The checkpermission( ) method verifies that the calling method has permission to delete the file by traversing the JAVA™ virtual machine's call stack to determine the protection domain of each calling method on the call stack. If each protection domain represented on the call stack contains the correct permission, checkpermission( ) terminates normally, and execution continues. If, on the other hand, one of the calling methods on the call stack has a protection domain that does not contain the requisite permission, an “AccessControlException” is thrown so as to indicate to the method seeking permission that that method does not have permission to perform the particular action.
Traversing the security policy data for each caller in the call stack to determine its protection domain is computationally intensive. Program call stacks can become exceedingly long, and the computation burden this imposes is multiplied by the number of permissions defined in each protection domain.
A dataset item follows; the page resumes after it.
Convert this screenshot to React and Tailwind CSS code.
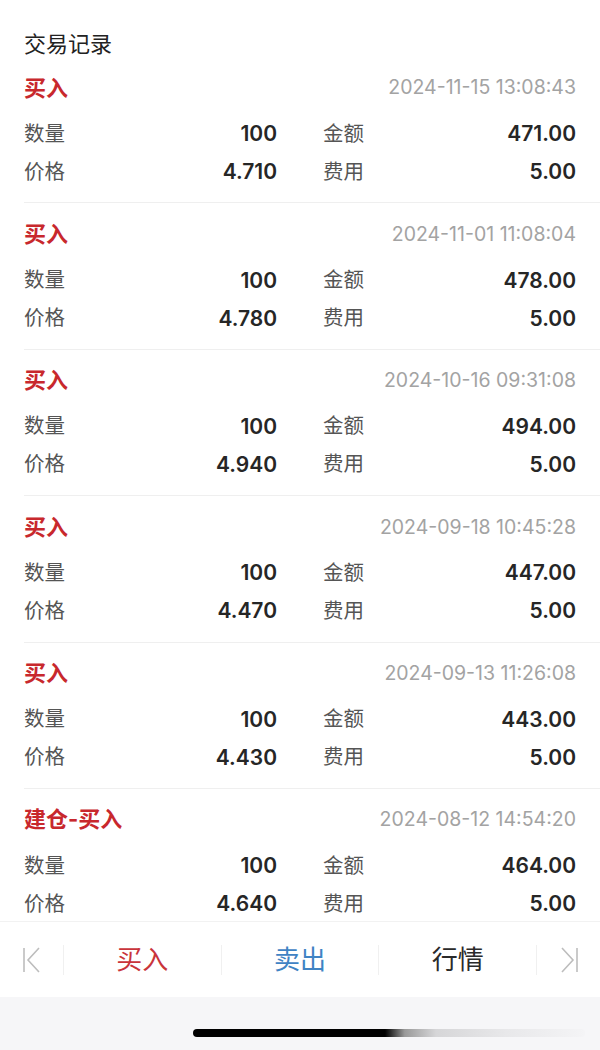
import React from "react";

const records = [
  { type: "买入", time: "2024-11-15 13:08:43", qty: "100", price: "4.710", amount: "471.00", fee: "5.00" },
  { type: "买入", time: "2024-11-01 11:08:04", qty: "100", price: "4.780", amount: "478.00", fee: "5.00" },
  { type: "买入", time: "2024-10-16 09:31:08", qty: "100", price: "4.940", amount: "494.00", fee: "5.00" },
  { type: "买入", time: "2024-09-18 10:45:28", qty: "100", price: "4.470", amount: "447.00", fee: "5.00" },
  { type: "买入", time: "2024-09-13 11:26:08", qty: "100", price: "4.430", amount: "443.00", fee: "5.00" },
  { type: "建仓-买入", time: "2024-08-12 14:54:20", qty: "100", price: "4.640", amount: "464.00", fee: "5.00" },
];

function Cell({ label, value }) {
  return (
    <div className="h-[38px] flex items-center justify-between">
      <span className="text-[20.5px] text-[#555]">{label}</span>
      <span className="text-[21px] font-semibold text-[#262626]">{value}</span>
    </div>
  );
}

function Record({ r }) {
  return (
    <div className="ml-[24px] pr-[24px] pt-3 pb-[11.4px] border-b border-[#efefef]">
      <div className="h-[38px] flex items-center justify-between">
        <span className="text-[22px] font-bold text-[#c8282d]">{r.type}</span>
        <span className="text-[19.5px] text-[#a3a3a3]">{r.time}</span>
      </div>
      <div className="mt-[8px] grid grid-cols-[253px_1fr] gap-x-[46px]">
        <Cell label="数量" value={r.qty} />
        <Cell label="金额" value={r.amount} />
        <Cell label="价格" value={r.price} />
        <Cell label="费用" value={r.fee} />
      </div>
    </div>
  );
}

function Sep() {
  return <div className="w-px h-[30px] bg-[#f0f0f0]" />;
}

export default function App() {
  return (
    <div
      className="w-[600px] h-[1050px] bg-white flex flex-col overflow-hidden"
      style={{ fontFamily: 'Inter, "Noto Sans CJK SC", sans-serif' }}
    >
      <div className="h-[921px] overflow-hidden">
        <div className="h-[57px] pl-[24px] pt-[30px]">
          <h1 className="text-[22px] leading-[28px] text-[#222]">交易记录</h1>
        </div>
        {records.map((r, i) => (
          <Record key={i} r={r} />
        ))}
      </div>

      {/* bottom toolbar */}
      <div className="h-[76px] border-t border-[#f2f2f2] flex items-center">
        <div className="w-[63px] flex justify-center">
          <svg width="20" height="26" viewBox="0 0 20 26" fill="none" stroke="#bdbdbd" strokeWidth="1.6">
            <path d="M2 1v24" />
            <path d="M17 1L6 13l11 12" />
          </svg>
        </div>
        <Sep />
        <div className="flex-1 text-center text-[26px] text-[#c9343b]">买入</div>
        <Sep />
        <div className="flex-1 text-center text-[26px] text-[#3f83c4]">卖出</div>
        <Sep />
        <div className="flex-1 text-center text-[26px] text-[#2a2a2a]">行情</div>
        <Sep />
        <div className="w-[63px] flex justify-center">
          <svg width="20" height="26" viewBox="0 0 20 26" fill="none" stroke="#bdbdbd" strokeWidth="1.6">
            <path d="M3 1l11 12L3 25" />
            <path d="M18 1v24" />
          </svg>
        </div>
      </div>

      {/* home indicator area */}
      <div className="flex-1 bg-[#f6f6f8] pt-[32px]">
        <div className="ml-[193px] w-[392px] h-[8px] rounded-full bg-[linear-gradient(to_right,#000_0%,#000_49%,#999_54%,#d6d6d8_62%,#e8e8ea_80%,#f4f4f6_100%)]" />
      </div>
    </div>
  );
}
This computational complexity can lead to degraded system performance.
Another challenge to providing a secure platform is experienced when installing new class files. When a new class file is installed, policy information needs to be updated to grant required permissions to this new class file. A new class file or program to be installed may come bundled with a policy file listing all the required permissions. A system administrator can make policy configurations and grant permissions to the new application accordingly. However, each permission requested by a new application must be examined carefully by a system administrator for compliance with organizational policy and security guidelines so that applications will not be granted permissions that may be exploited to compromise system integrity. This review process requires a detailed understanding of the operation environment and is subject to risk of human error.
What is needed, therefore, is a system and method for decreasing the complexity of defining and enforcing security restrictions on portions of executable program code in a runtime environment.